An Oct. 28 letter from Atlanta Department of Watershed Management Kishia Powell to Marzieh Shahazaz, municipal compliance manager for the EPD's watershed protection branch, a copy of which was obtained by the Neighbor, mentions a department representative went to the spill site April 20 but did not see a spill there. Powell also wrote that the department did not have knowledge of any videos recorded on the spill date and had not seen them yet.

"In light of these videos from the homeowner, that were only recently received (from the EPD), we are reporting a spill out of an abundance of caution. However, (the department) cannot confirm the authenticity of the videos or photos, including what is shown occurred on April 19, 2019," Powell wrote.

Cruz-Benton said the department got another complaint April 23 regarding a sewer main backup in that area, and it was inspected and identified as a broken manhole and repaired.

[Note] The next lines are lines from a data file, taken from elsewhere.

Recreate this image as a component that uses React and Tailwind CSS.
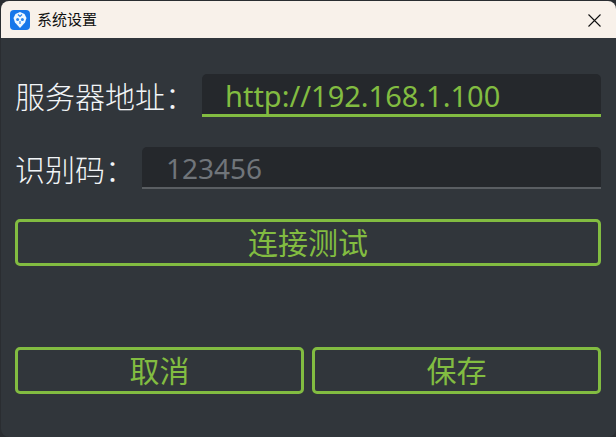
export default function App() {
  const cjk = "font-['Noto_Sans','Noto_Sans_CJK_SC',sans-serif]";
  const btn = `h-[47px] border-[3px] border-[#82bc41] rounded-[5px] bg-transparent text-[#82bc41] text-[30px] leading-none flex items-center justify-center ${cjk}`;
  return (
    <div className={`w-[616px] h-[437px] bg-[#2a2d31] overflow-hidden ${cjk}`}>
      <div className="w-[615px] h-[436px] mt-px ml-px rounded-[8px] overflow-hidden bg-[#31363b] flex flex-col">
        <div className="h-[37px] shrink-0 bg-[#f8f1ea] flex items-center pl-[9px] pr-[15px]">
          <svg width="20" height="20" viewBox="0 0 20 20" className="shrink-0">
            <rect width="20" height="20" rx="4" fill="#1877ea" />
            <path d="M10 2 L14.5 4 L16.5 8 L15 12.5 L10 18 L5 12.5 L3.5 8 L5.5 4 Z" fill="#f0f7ff" />
            <circle cx="7.6" cy="9.5" r="1.5" fill="#2b86ee" />
            <circle cx="12.4" cy="9.5" r="1.5" fill="#2b86ee" />
            <path d="M8 4.5 L10 6.5 L12 4.5 M10 11 L10 14" stroke="#2b86ee" strokeWidth="1.2" fill="none" />
          </svg>
          <span className="ml-[7px] text-[15px] text-[#111] leading-none">系统设置</span>
          <svg width="13" height="13" viewBox="0 0 13 13" className="ml-auto shrink-0 mt-px">
            <path d="M0.5 0.5 L12.5 12.5 M12.5 0.5 L0.5 12.5" stroke="#111" strokeWidth="1.1" />
          </svg>
        </div>
        <div className="flex-1 flex flex-col pl-[14px] pr-[15px] pt-[36px]">
          <div className="flex items-center h-[43px]">
            <span className="w-[187px] pt-[3px] text-[30px] leading-none text-[#f2f5f7] font-light">服务器地址：</span>
            <div className="flex-1 h-[43px] bg-[#25282c] rounded-t-[5px] border-b-[3px] border-[#82bc41] flex items-center pl-[23px] pt-[3px] text-[29px] leading-none text-[#82bc41]">
              http://192.168.1.100
            </div>
          </div>
          <div className="flex items-center h-[42px] mt-[30px]">
            <span className="w-[127px] pt-[3px] text-[30px] leading-none text-[#f2f5f7] font-light">识别码：</span>
            <div className="flex-1 h-[42px] bg-[#25282c] rounded-t-[5px] border-b-[2px] border-[#5a5e62] flex items-center pl-[24px] pt-[1px] text-[28px] leading-none text-[#70757a]">
              123456
            </div>
          </div>
          <button className={`${btn} mt-[30px]`}>连接测试</button>
          <div className="flex gap-[8px] mt-[81px]">
            <button className={`${btn} flex-1`}>取消</button>
            <button className={`${btn} flex-1`}>保存</button>
          </div>
        </div>
      </div>
    </div>
  );
}
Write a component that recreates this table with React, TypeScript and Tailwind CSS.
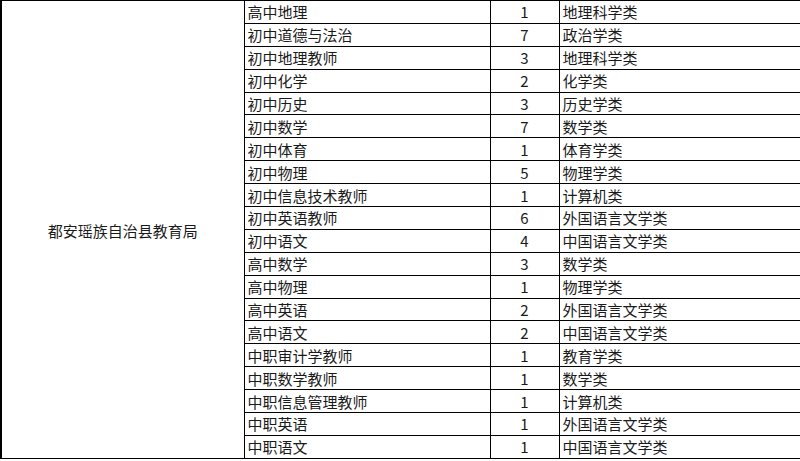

Regarding the April spill, she said, “Compliance and responsiveness to address all customers’ issues and concerns are extremely important to the department. In an abundance of caution, on Oct. 28, (the department) reported the April 19th spill to EPD in accordance with requirements for spills reporting.”

After the Neighbor’s article was posted online, Cruz-Benton sent the Neighbor a statement in response.

“The Department of Watershed Management is dedicated to ensuring treatment and delivery of high quality drinking water, collection and reclamation of wastewater to a high standard and managing the impacts of stormwater. Recognizing that the system dates back to the late 1800s, (the department) has focused on infrastructure upgrades – having spent over $2 billion in projects over the last 20 years resulting in a significant reduction in spill volume.

“Additionally, the 1% municipal sewer option sales tax (MOST) has helped to stave off a 25% increase in water and sewer rates. With the help of MOST revenues, the city has been able to repair and replace old sewer lines – 375 miles of small sewer rehabilitation and 57 square miles of capacity relief. DWM remains committed to protecting its customers and the environment.”